WANING PUBLIC SUPPORT
Jim Carlton and Max Taves write in the Wall Street Journal that rail authority officials estimate as many as 100,000 construction-related jobs each year would be created by the high-speed rail project, and there is potential for nearly a half million permanent jobs over the next 25 years.
That might have been a good selling point when the project hit the 2008 ballot, but a recent Field Poll indicates that public support for the project has since dwindled.
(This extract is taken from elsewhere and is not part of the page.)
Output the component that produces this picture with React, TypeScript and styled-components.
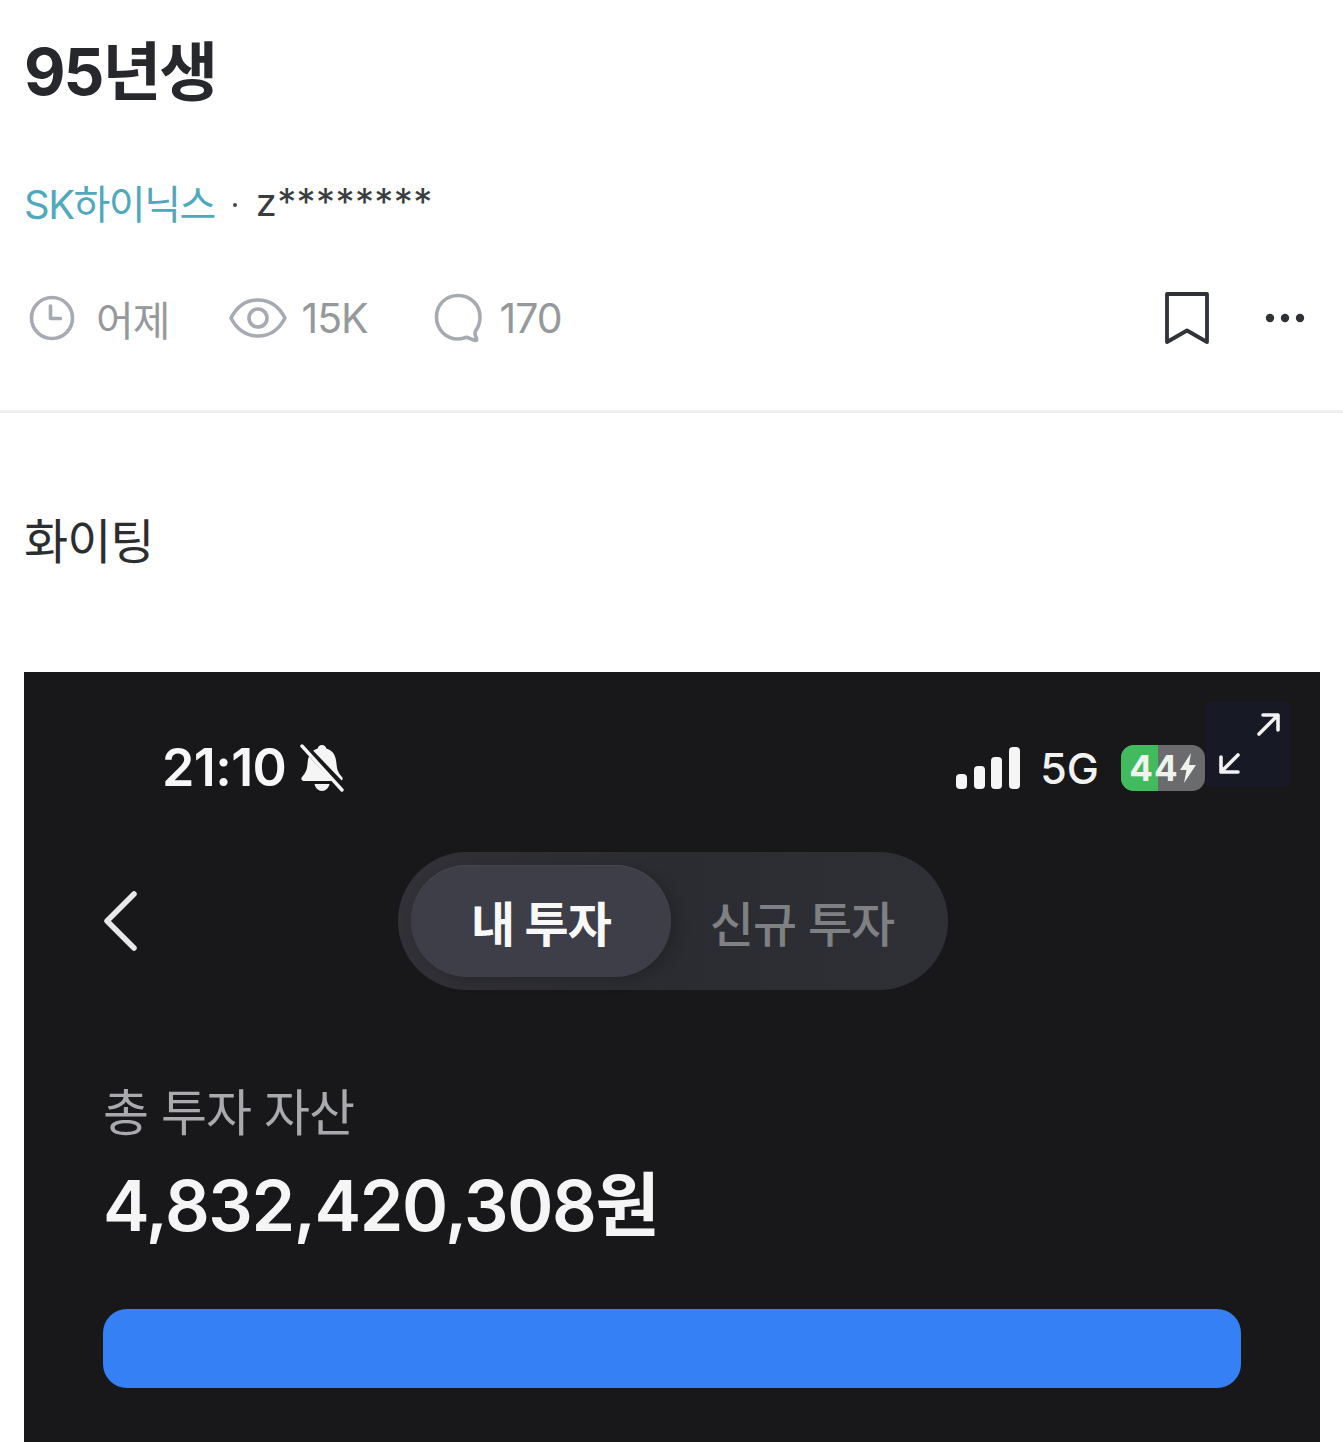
import React from 'react'
import styled, { createGlobalStyle } from 'styled-components'

const GlobalStyle = createGlobalStyle`
  html, body {
    margin: 0;
    padding: 0;
    background: #fff;
    overflow: hidden;
  }
  * { box-sizing: border-box; }
`

const fontStack = `Inter, "Noto Sans CJK KR", sans-serif`

const Page = styled.div`
  width: 1343px;
  height: 1442px;
  overflow: hidden;
  background: #fff;
  font-family: ${fontStack};
`

const Header = styled.header`
  padding: 32px 24px 0;
  height: 413px;
  border-bottom: 3px solid #eff0f1;
`

const Title = styled.h1`
  margin: 0;
  height: 80px;
  font-size: 64px;
  line-height: 80px;
  font-weight: 700;
  letter-spacing: -2px;
  color: #26282b;
`

const Source = styled.div`
  display: flex;
  align-items: center;
  margin-top: 66px;
  height: 48px;
  font-size: 40px;
`

const Board = styled.span`
  color: #4fa9bd;
  letter-spacing: -1.5px;
`

const Dot = styled.span`
  width: 4px;
  height: 4px;
  margin: 6px 19px 0 18px;
  border-radius: 50%;
  background: #44474b;
`

const Author = styled.span`
  color: #3a3d40;
  font-size: 38px;
  letter-spacing: 0.4px;
`

const MetaRow = styled.div`
  display: flex;
  align-items: center;
  margin-top: 64px;
  height: 56px;
  padding-left: 4px;
`

const Meta = styled.div<{ $gap: number; $after: number }>`
  display: flex;
  align-items: center;
  gap: ${({ $gap }) => $gap}px;
  margin-right: ${({ $after }) => $after}px;
  font-size: 41px;
  letter-spacing: -1px;
  color: #96999c;
`

const MetaActions = styled.div`
  display: flex;
  align-items: center;
  margin-left: auto;
  gap: 56px;
  padding-right: 14px;
`

const Content = styled.main`
  padding: 98px 24px 0;
`

const BodyText = styled.p`
  margin: 0;
  height: 62px;
  font-size: 48px;
  line-height: 62px;
  letter-spacing: -1px;
  color: #2b2d30;
`

const Shot = styled.section`
  position: relative;
  margin-top: 99px;
  width: 1296px;
  height: 800px;
  padding: 0 79px;
  background: #18181b;
  color: #fff;
`

const ExpandButton = styled.div`
  position: absolute;
  top: 30px;
  right: 30px;
  width: 84px;
  height: 84px;
  background: #171a24;
`

const StatusBar = styled.div`
  display: flex;
  align-items: center;
  height: 56px;
  margin-top: 0;
  padding: 0 0 0 59px;
  position: relative;
  top: 68px;
`

const Time = styled.span`
  font-size: 52px;
  line-height: 56px;
  font-weight: 600;
  letter-spacing: -0.6px;
  color: #f7f7f7;
`

const StatusRight = styled.div`
  display: flex;
  align-items: center;
  margin-left: auto;
  margin-right: 36px;
`

const Network = styled.span`
  margin: 0 22px 0 20px;
  font-size: 43px;
  font-weight: 500;
  color: #f2f2f2;
`

const Battery = styled.div`
  position: relative;
  display: flex;
  align-items: center;
  justify-content: center;
  width: 84px;
  height: 46px;
  border-radius: 13px;
  overflow: hidden;
  background: #6b6b6d;
  font-size: 35px;
  font-weight: 700;
  letter-spacing: 1px;
  color: #eef3ee;
`

const BatteryFill = styled.div<{ $pct: number }>`
  position: absolute;
  inset: 0 auto 0 0;
  width: ${({ $pct }) => $pct}%;
  background: #41bb5d;
`

const BatteryLabel = styled.span`
  position: relative;
  display: flex;
  align-items: center;
`

const NavRow = styled.div`
  display: flex;
  align-items: center;
  margin-top: 124px;
  height: 138px;
`

const BackButton = styled.div`
  display: flex;
  align-items: center;
  width: 295px;
`

const Segment = styled.div`
  display: flex;
  align-items: center;
  width: 550px;
  height: 138px;
  padding: 0 13px;
  border-radius: 69px;
  background: linear-gradient(90deg, #313137 0%, #2b2c31 50%, #2f3036 100%);
  font-size: 48px;
  letter-spacing: -1px;
`

const SegmentTab = styled.div<{ $active?: boolean }>`
  display: flex;
  align-items: center;
  justify-content: center;
  flex: 0 0 ${({ $active }) => ($active ? '260px' : '262px')};
  height: 112px;
  border-radius: 56px;
  font-weight: ${({ $active }) => ($active ? 700 : 500)};
  color: ${({ $active }) => ($active ? '#f8f8f8' : '#7f8084')};
  background: ${({ $active }) => ($active ? '#3d3e47' : 'transparent')};
  box-shadow: ${({ $active }) => ($active ? '0 1px 0 #47484f inset, 6px 4px 14px rgba(0,0,0,0.18)' : 'none')};
`

const AssetLabel = styled.div`
  margin-top: 90px;
  height: 66px;
  font-size: 50px;
  line-height: 66px;
  letter-spacing: -1px;
  color: #a9aaad;
`

const AssetValue = styled.div`
  margin-top: 22px;
  height: 76px;
  font-size: 70px;
  line-height: 76px;
  font-weight: 600;
  letter-spacing: -1.4px;
  color: #f5f5f5;
`

const PrimaryButton = styled.div`
  margin-top: 65px;
  width: 1138px;
  height: 79px;
  border-radius: 24px;
  background: #3680f6;
`

const ClockIcon = () => (
  <svg width="48" height="48" viewBox="0 0 48 48" fill="none" stroke="#a5abb1" strokeWidth="3.6" strokeLinecap="round" strokeLinejoin="round">
    <circle cx="24" cy="24" r="20.5" />
    <path d="M22.5 12v12.5h10" />
  </svg>
)

const EyeIcon = () => (
  <svg width="58" height="42" viewBox="0 0 58 42" fill="none" stroke="#a5abb1" strokeWidth="3.6" strokeLinecap="round" strokeLinejoin="round">
    <path d="M2 21C8 9.5 17.5 3 29 3s21 6.500 27 18c-6 11.500-15.500 18-27 18S8 32.500 2 21z" />
    <circle cx="29" cy="21" r="9" />
  </svg>
)

const CommentIcon = () => (
  <svg width="50" height="50" viewBox="0 0 50 50" fill="none" stroke="#a5abb1" strokeWidth="3.6" strokeLinecap="round" strokeLinejoin="round">
    <path d="M24 2.500C35.500 2.500 46 11 46 24c0 5.500-1.500 10-4.500 14-.8 1.200-.6 3.800 1 7.500.6 1.500-.2 2.200-1.800 1.700-3.500-1-6.200-2.300-8-3-2 .9-5.500 1.800-8.700 1.800C12 46 2.500 36.500 2.500 24S12 2.500 24 2.500z" />
  </svg>
)

const BookmarkIcon = () => (
  <svg width="44" height="52" viewBox="0 0 44 52" fill="none" stroke="#2f3236" strokeWidth="3.800" strokeLinecap="round" strokeLinejoin="round">
    <path d="M2 2h40v48L22 38.500 2 50z" />
  </svg>
)

const MoreIcon = () => (
  <svg width="40" height="10" viewBox="0 0 40 10" fill="#2f3236">
    <circle cx="5" cy="5" r="4.200" />
    <circle cx="20" cy="5" r="4.200" />
    <circle cx="35" cy="5" r="4.200" />
  </svg>
)

const MutedBellIcon = () => (
  <svg width="46" height="48" viewBox="0 0 46 48" style={{ marginLeft: 13 }}>
    <path fill="#f5f5f5" d="M23 1c2.400 0 4 1.500 4.300 3.600C34.500 6.500 37 12.500 37.500 20c.4 6 2 9 5.500 13 1.400 1.600.5 4-1.800 4H4.800C2.500 37 1.600 34.600 3 33c3.500-4 5.100-7 5.500-13C9 12.500 11.500 6.500 18.700 4.600 19 2.500 20.600 1 23 1z" />
    <path fill="#f5f5f5" d="M15.500 40h15c-.8 4-3.800 7-7.500 7s-6.700-3-7.500-7z" />
    <path stroke="#18181b" strokeWidth="7" d="M2 -1L46 45" />
    <path stroke="#f5f5f5" strokeWidth="3.400" strokeLinecap="round" d="M3 2L43 46" />
  </svg>
)

const SignalIcon = () => (
  <svg width="64" height="42" viewBox="0 0 64 42" fill="#f5f5f5">
    <rect x="0" y="27" width="11" height="15" rx="4" />
    <rect x="18" y="19" width="11" height="23" rx="4" />
    <rect x="35" y="10" width="11" height="32" rx="4" />
    <rect x="53" y="0" width="11" height="42" rx="4" />
  </svg>
)

const BoltIcon = () => (
  <svg width="18" height="30" viewBox="0 0 18 30" fill="#eef3ee">
    <path d="M12 0L1 17h6.500L5 30 17 12h-7z" />
  </svg>
)

const BackIcon = () => (
  <svg width="36" height="60" viewBox="0 0 36 60" fill="none" stroke="#e8e8e8" strokeWidth="5.500" strokeLinecap="round" strokeLinejoin="round">
    <path d="M31 3L4 30l27 27" />
  </svg>
)

const ExpandIcon = () => (
  <svg width="84" height="84" viewBox="0 0 84 84" fill="none" stroke="#f2f2f2" strokeWidth="3.600" strokeLinecap="round" strokeLinejoin="round">
    <path d="M53 32L71 14M57 13h15v15" />
    <path d="M32 53L15 70M15 55v15h17" />
  </svg>
)

export default function App() {
  return (
    <Page>
      <GlobalStyle />
      <Header>
        <Title>95년생</Title>
        <Source>
          <Board>SK하이닉스</Board>
          <Dot />
          <Author>z********</Author>
        </Source>
        <MetaRow>
          <Meta $gap={20} $after={60}>
            <ClockIcon />
            어제
          </Meta>
          <Meta $gap={14} $after={66}>
            <EyeIcon />
            15K
          </Meta>
          <Meta $gap={16} $after={0}>
            <CommentIcon />
            170
          </Meta>
          <MetaActions>
            <BookmarkIcon />
            <MoreIcon />
          </MetaActions>
        </MetaRow>
      </Header>
      <Content>
        <BodyText>화이팅</BodyText>
        <Shot>
          <ExpandButton>
            <ExpandIcon />
          </ExpandButton>
          <StatusBar>
            <Time>21:10</Time>
            <MutedBellIcon />
            <StatusRight>
              <SignalIcon />
              <Network>5G</Network>
              <Battery>
                <BatteryFill $pct={44} />
                <BatteryLabel>
                  44
                  <BoltIcon />
                </BatteryLabel>
              </Battery>
            </StatusRight>
          </StatusBar>
          <NavRow>
            <BackButton>
              <BackIcon />
            </BackButton>
            <Segment>
              <SegmentTab $active>내 투자</SegmentTab>
              <SegmentTab>신규 투자</SegmentTab>
            </Segment>
          </NavRow>
          <AssetLabel>총 투자 자산</AssetLabel>
          <AssetValue>4,832,420,308원</AssetValue>
          <PrimaryButton />
        </Shot>
      </Content>
    </Page>
  )
}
According to the poll, if the project were put to a public vote today, 56 percent of likely voters would oppose it, while just 39 percent would pass it again.
Michael Cabanataun writes in the San Francisco Chronicle that poor community relations have “soured between skeptical farmers and local leaders, overshadowed hopes of economic development and fueled opposition that could slow or stop arrival of the fast trains.” Those skeptical farmers are likely some of the plaintiffs in the anti-HSR lawsuits mentioned earlier.
If public relations don’t improve and fences can’t be mended, the once-infatuated voters who put high-speed rail on track may not be so inclined to approve future financing that will be necessary to keep building the line.
When the project is finally complete, the line will stretch from Los Angeles to San Francisco (and will include a leg to Sacramento) and will cost $68 billion – that’s $58 billion more than the $10 billion originally projected.
Republican leaders who voted against funding high-speed rail this week said there were too many unanswered questions about future financing for the project, especially in the current economic climate in the state. Sen. Ted Gaines (R-Roseville) went so far as to say the project would push California “over a financial cliff” in a statement to media.
Despite having initial funding in place, high-speed rail in California could end up being a train to nowhere, Dan Walters wrote in a recent Sacramento Bee article. Even if the rail authority builds the initial segment, Walters wrote, “it's almost useless unless the state can line up financing to connect it to the Bay Area. There is absolutely no money in the pipeline for that connection from either governmental or private sources.”
Could high-speed rail wind up as a “techno-evolutionary dead end,” as Pat Morrison said recently in the L.A. Times? Time will tell. Before a single track is laid down, however, high-speed rail has a long way to go.